City auditor Troupe and others have criticized Barry's administration for failing to fully account for how the Bates Street project funds were spent.
Barry has said it was up to diGenova's office, not the mayor, to investigate possible criminal wrongdoing and his administration is cooperating fully with diGenova's office.
City Administrator Thomas M. Downs said yesterday that the "city provided everything we could as fast as we could" and that city officials helped prosecutors analyze stacks of Bates Street records.
According to Murtagh, the investigation raised questions about the adequacy of the process used by the city housing department to select Holmes, White and Brailsford to lead the development of the project.
Holmes was a member of the original development team, which was selected in January 1978, before Barry became mayor.
When the project failed to get off the ground by the time Barry took office in January 1979, the new administration brought in Brailsford, who at the time was head of an Arlington-based consulting firm that later filed for bankruptcy, and White, a former New York City manpower official and executive in Brailsford's firm.
"Why in God's face was Brailsford hired?" said Murtagh.
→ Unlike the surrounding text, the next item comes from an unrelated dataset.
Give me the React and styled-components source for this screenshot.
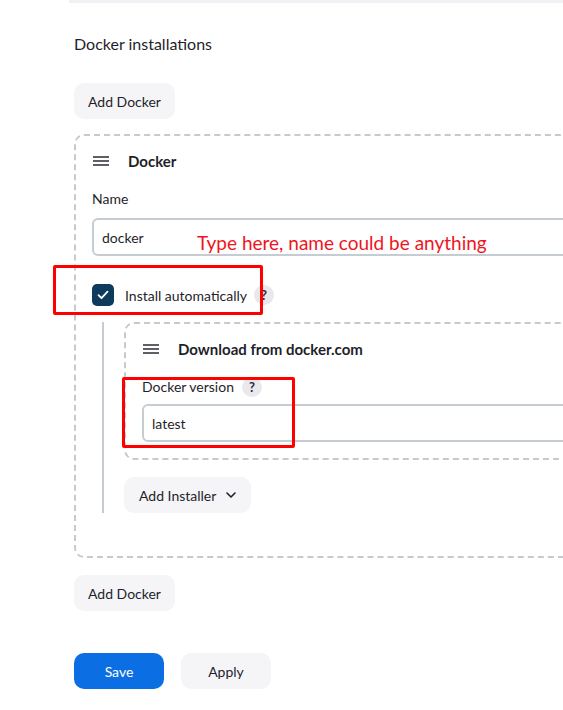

He said Brailsford had virtually no development or construction experience.
According to Brailsford's indictment, he received $275,885 in income in 1979 and $207,192 in 1980. On his tax returns, Brailsford reported income totaling $68,800 for both years.
White, as part of his arrangement with prosecutors, waived indictment and prosecutors filed a charge, known as an information, against him.
Murtagh told U.S. District Judge Oliver Gasch that White reported an income of $62,911 on his 1980 tax return, but actually received an additional $60,410 in checks from the Bates Street project and also had project workmen do about $30,000 in remodeling work on his residence at 7200 Alaska Ave. NW.
White and his attorney said in court that they are still negotiating with prosecutors over the value of the remodeling work. CAPTION: Picture, Jack W. White . . . failed to report $90,000.